*DATA PROVIDED*
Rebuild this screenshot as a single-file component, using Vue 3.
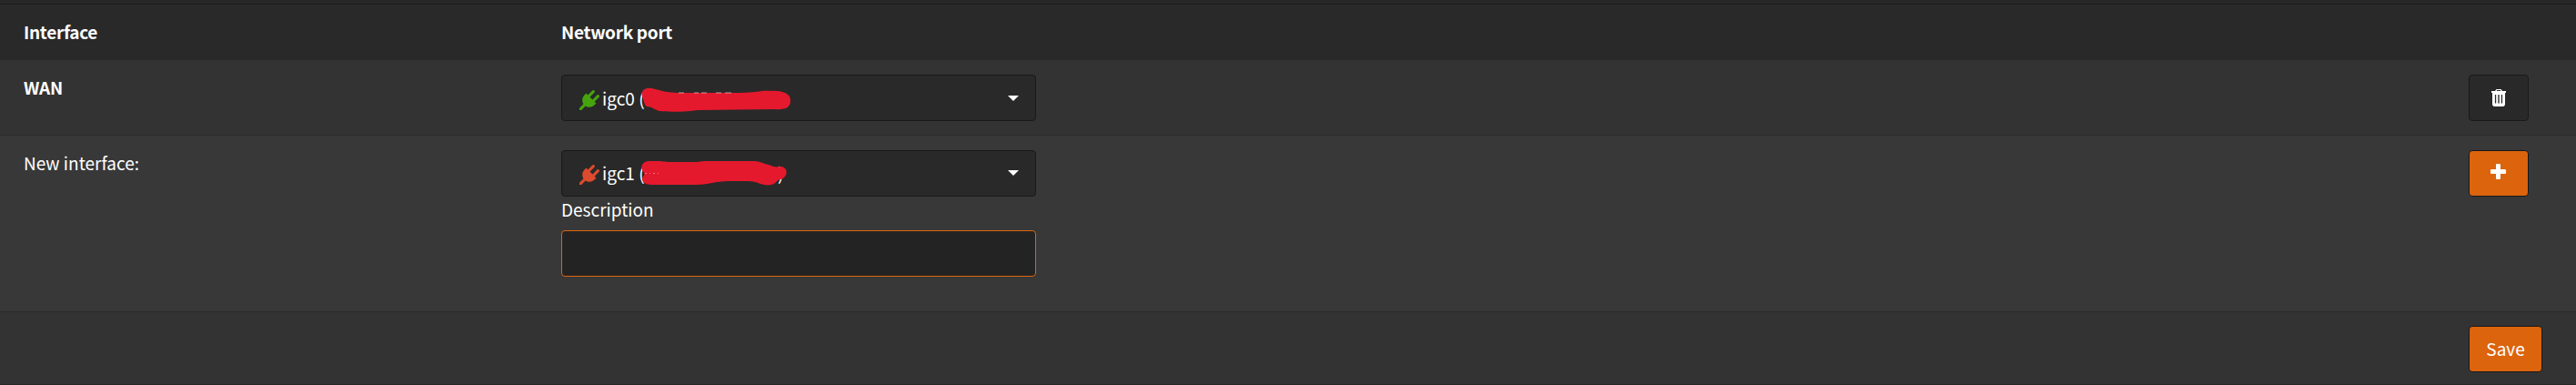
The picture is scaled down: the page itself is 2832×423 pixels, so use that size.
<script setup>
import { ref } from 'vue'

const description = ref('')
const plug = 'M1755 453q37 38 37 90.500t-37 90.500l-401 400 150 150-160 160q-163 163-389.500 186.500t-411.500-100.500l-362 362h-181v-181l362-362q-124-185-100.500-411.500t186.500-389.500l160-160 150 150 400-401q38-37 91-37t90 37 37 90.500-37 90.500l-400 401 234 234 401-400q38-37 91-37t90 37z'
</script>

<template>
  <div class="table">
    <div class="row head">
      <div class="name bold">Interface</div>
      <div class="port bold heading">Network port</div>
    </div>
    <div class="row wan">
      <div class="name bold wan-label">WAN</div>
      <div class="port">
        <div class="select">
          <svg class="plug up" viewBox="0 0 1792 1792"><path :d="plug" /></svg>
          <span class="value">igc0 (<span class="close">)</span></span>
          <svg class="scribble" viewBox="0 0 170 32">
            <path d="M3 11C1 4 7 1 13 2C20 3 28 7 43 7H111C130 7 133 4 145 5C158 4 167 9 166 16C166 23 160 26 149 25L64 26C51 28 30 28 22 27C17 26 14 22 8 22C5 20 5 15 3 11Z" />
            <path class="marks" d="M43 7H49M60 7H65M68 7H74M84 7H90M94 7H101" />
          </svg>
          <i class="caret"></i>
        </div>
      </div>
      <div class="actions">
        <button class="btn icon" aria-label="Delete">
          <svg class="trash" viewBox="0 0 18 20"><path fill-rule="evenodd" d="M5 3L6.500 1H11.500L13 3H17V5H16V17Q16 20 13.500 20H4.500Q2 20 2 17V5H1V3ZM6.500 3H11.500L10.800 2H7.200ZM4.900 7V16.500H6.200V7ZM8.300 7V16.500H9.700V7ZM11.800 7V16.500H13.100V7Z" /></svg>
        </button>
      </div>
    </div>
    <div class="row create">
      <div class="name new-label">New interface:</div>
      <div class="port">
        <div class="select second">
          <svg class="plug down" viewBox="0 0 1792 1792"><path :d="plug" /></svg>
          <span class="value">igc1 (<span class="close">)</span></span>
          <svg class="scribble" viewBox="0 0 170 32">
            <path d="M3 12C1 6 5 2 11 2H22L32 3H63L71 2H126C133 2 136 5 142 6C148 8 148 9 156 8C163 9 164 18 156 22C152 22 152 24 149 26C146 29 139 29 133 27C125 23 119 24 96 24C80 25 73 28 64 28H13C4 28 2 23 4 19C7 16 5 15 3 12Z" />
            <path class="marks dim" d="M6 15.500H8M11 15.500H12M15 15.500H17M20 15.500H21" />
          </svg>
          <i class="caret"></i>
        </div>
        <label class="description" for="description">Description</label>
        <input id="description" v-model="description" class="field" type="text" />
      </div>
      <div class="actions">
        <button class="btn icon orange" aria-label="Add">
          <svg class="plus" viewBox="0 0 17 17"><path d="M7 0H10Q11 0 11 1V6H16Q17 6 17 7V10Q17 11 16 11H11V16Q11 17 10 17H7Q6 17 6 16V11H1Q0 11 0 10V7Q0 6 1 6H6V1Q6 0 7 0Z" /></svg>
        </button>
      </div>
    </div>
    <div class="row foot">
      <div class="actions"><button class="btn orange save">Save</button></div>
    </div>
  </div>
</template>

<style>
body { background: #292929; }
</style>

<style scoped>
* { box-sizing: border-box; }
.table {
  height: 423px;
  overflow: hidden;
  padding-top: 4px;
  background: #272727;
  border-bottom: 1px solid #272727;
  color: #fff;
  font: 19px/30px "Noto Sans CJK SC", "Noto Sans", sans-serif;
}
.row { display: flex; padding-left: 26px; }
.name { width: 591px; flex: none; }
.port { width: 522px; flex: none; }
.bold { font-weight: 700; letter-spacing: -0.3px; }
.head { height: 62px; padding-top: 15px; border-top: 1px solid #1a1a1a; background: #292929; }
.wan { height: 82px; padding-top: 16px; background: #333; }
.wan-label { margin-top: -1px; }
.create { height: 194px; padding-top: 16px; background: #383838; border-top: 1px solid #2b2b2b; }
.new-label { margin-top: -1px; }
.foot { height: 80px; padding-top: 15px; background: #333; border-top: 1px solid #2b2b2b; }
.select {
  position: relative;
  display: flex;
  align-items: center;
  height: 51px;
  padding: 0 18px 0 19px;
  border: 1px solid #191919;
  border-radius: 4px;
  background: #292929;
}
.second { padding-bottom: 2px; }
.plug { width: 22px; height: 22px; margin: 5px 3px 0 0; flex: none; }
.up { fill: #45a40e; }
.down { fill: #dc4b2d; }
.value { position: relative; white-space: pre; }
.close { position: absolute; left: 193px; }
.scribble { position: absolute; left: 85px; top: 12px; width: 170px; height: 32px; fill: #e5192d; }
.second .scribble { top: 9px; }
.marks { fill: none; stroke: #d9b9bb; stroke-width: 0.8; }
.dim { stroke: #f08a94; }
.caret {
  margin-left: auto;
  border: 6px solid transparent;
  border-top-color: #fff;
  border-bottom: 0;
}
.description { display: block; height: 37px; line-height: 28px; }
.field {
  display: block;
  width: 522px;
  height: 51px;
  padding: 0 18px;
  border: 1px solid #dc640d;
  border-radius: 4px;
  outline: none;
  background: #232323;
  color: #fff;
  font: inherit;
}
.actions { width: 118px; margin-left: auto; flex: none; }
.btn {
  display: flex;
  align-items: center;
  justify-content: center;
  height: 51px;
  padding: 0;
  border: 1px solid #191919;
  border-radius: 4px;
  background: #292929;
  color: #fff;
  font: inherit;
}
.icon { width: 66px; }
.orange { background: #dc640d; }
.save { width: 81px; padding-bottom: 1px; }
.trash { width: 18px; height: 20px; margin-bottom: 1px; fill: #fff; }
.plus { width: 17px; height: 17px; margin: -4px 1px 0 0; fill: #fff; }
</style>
* * *
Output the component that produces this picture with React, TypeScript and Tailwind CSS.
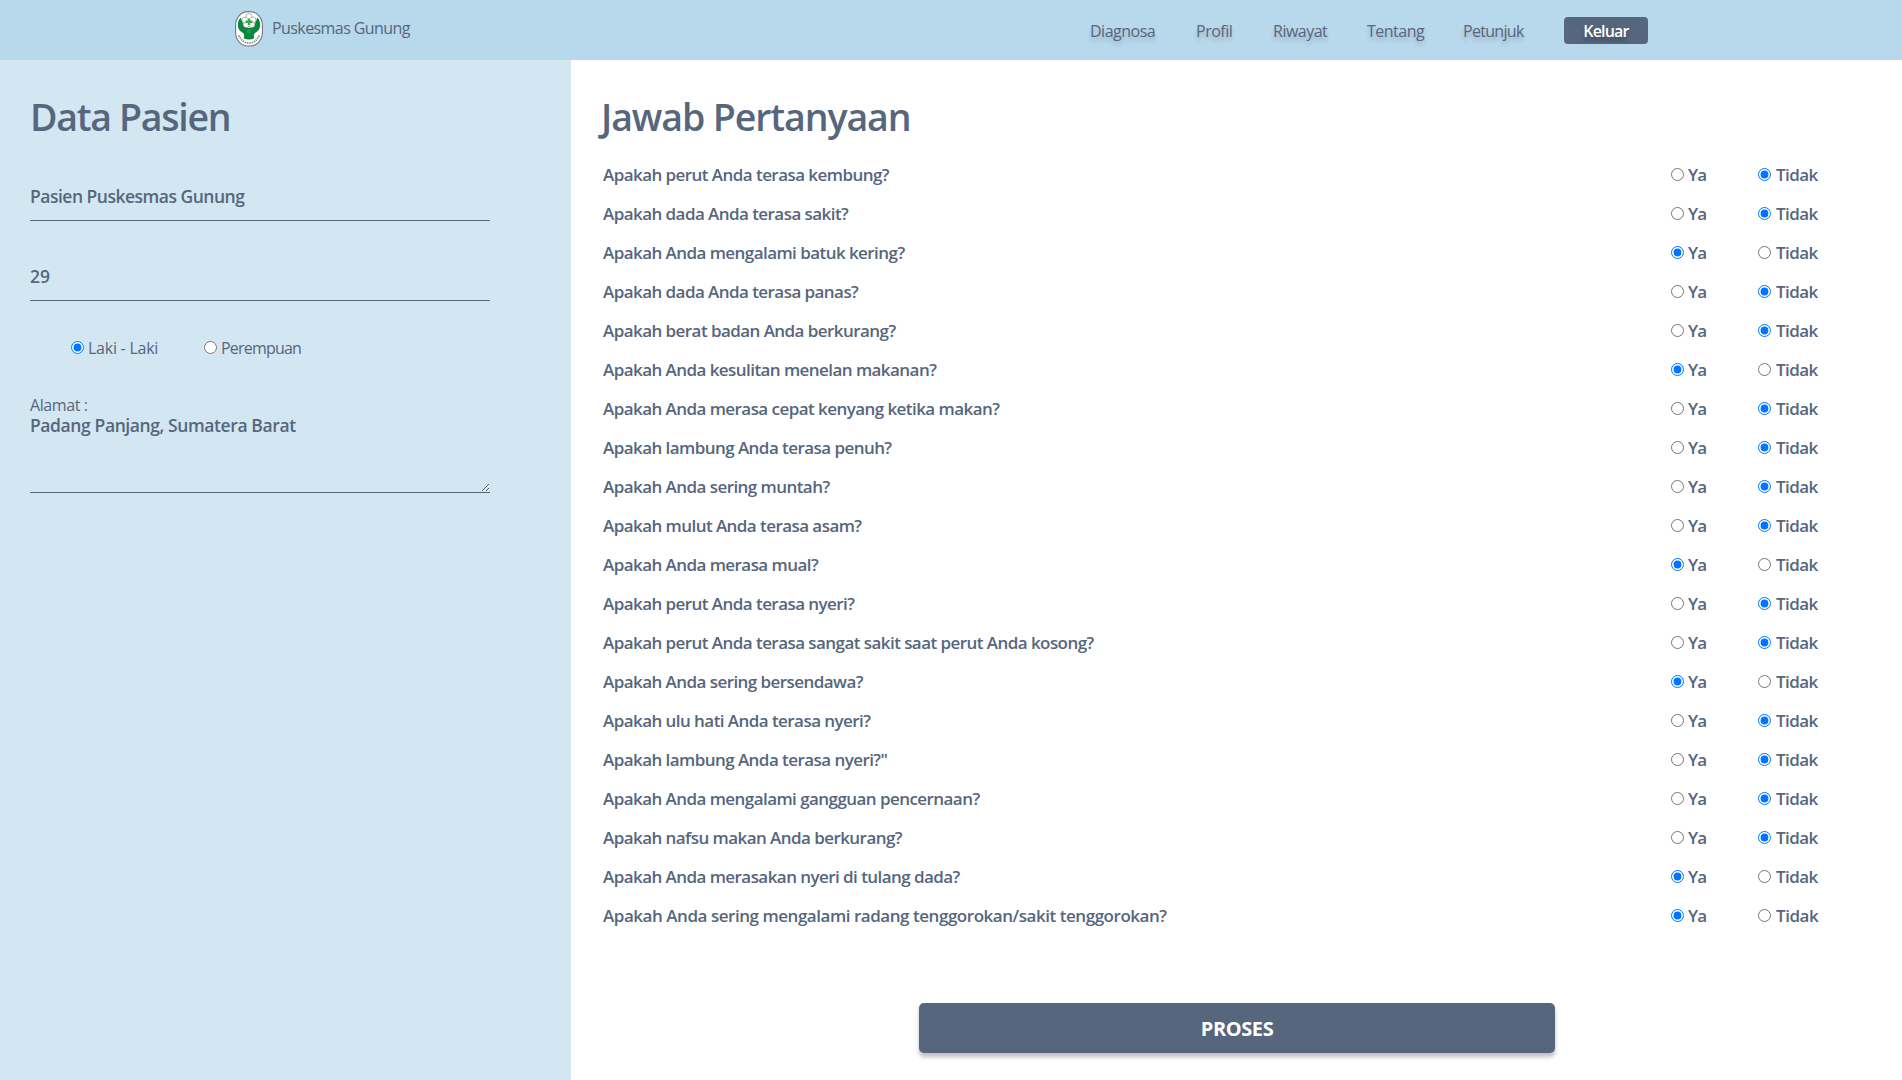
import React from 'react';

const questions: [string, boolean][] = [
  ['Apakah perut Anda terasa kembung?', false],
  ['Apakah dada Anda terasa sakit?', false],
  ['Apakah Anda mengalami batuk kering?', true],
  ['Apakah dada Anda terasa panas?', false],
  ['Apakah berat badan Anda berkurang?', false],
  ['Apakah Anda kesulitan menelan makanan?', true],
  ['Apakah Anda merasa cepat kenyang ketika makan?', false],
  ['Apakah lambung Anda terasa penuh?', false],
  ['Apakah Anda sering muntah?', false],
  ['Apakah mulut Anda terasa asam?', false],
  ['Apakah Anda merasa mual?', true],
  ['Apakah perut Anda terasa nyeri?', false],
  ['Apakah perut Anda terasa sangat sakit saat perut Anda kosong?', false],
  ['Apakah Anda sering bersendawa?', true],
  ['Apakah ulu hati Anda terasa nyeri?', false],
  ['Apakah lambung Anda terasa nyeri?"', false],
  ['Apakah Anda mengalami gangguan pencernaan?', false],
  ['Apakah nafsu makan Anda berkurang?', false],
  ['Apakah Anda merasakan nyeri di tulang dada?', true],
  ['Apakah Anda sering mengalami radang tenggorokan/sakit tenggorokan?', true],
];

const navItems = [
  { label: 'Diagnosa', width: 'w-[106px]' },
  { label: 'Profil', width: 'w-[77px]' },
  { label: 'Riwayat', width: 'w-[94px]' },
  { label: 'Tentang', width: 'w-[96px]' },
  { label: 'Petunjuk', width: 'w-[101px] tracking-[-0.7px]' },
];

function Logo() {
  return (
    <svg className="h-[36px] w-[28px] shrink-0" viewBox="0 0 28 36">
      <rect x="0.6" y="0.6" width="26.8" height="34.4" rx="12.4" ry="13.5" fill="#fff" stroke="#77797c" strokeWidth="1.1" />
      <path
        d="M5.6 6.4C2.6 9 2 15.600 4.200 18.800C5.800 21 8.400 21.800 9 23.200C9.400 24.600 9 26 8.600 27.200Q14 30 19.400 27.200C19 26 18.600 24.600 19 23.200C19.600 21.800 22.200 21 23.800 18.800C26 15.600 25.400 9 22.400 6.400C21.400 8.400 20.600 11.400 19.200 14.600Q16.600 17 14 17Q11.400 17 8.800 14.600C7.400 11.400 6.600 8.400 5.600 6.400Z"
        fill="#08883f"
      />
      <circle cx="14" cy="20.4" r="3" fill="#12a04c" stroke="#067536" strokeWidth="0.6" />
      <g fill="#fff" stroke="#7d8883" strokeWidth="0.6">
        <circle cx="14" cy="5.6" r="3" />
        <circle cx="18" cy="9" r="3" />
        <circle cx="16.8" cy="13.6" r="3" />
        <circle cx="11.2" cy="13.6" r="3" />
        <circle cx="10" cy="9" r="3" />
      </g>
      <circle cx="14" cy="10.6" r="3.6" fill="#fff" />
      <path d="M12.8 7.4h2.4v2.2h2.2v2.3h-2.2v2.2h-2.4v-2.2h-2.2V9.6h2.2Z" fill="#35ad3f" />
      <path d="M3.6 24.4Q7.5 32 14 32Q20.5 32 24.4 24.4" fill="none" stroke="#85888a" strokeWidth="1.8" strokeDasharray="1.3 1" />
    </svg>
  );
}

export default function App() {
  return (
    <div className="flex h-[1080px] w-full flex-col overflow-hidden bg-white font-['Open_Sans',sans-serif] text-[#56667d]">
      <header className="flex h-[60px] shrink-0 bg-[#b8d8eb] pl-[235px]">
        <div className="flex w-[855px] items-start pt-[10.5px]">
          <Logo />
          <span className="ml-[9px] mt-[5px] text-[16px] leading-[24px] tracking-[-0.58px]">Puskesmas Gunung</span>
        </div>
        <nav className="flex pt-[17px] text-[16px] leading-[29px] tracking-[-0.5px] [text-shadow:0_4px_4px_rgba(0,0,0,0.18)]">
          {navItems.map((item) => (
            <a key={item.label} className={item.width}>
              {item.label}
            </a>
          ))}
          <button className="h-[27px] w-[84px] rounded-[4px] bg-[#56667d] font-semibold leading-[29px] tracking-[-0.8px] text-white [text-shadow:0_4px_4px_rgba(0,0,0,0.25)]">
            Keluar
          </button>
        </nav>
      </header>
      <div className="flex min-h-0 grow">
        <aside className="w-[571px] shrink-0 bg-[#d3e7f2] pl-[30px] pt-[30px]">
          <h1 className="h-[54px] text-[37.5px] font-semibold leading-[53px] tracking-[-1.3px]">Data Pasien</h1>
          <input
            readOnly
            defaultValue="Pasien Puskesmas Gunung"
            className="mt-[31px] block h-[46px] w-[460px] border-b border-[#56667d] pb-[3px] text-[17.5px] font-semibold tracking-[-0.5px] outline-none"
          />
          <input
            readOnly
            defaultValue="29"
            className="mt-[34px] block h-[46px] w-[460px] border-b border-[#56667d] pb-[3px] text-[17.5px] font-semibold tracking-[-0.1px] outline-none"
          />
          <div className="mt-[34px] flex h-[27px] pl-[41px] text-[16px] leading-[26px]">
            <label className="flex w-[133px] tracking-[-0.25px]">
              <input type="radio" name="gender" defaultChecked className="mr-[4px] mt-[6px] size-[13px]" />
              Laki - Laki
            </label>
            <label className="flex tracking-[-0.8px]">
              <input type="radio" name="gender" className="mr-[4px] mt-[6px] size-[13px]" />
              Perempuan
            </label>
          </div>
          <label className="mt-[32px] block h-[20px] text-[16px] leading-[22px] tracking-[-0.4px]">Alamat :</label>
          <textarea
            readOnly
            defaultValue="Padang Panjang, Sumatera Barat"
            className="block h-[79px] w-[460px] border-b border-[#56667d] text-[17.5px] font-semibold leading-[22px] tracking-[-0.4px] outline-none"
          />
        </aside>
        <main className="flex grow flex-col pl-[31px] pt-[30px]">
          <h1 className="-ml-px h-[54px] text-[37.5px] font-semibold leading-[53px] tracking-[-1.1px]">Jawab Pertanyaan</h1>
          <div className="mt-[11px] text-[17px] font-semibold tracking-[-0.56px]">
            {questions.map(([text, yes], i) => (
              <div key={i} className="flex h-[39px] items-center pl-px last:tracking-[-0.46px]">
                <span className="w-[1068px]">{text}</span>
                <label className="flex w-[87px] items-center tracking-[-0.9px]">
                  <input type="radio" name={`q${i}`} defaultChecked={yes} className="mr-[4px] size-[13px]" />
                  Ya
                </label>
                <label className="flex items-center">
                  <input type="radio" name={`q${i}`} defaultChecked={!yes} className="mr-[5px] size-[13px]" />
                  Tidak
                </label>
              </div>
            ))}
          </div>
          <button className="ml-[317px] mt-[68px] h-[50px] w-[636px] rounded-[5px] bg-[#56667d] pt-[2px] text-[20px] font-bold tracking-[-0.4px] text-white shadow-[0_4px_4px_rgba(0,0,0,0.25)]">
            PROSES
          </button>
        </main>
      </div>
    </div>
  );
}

*WORK REQUIRED*
From the records above, quote word for word only the lines beginning at the line that has "Output the component" and stopping after the line that has "import React from 'react';". Omit the pictures.

*ANSWER FOR THE TASK*
Output the component that produces this picture with React, TypeScript and Tailwind CSS.
import React from 'react';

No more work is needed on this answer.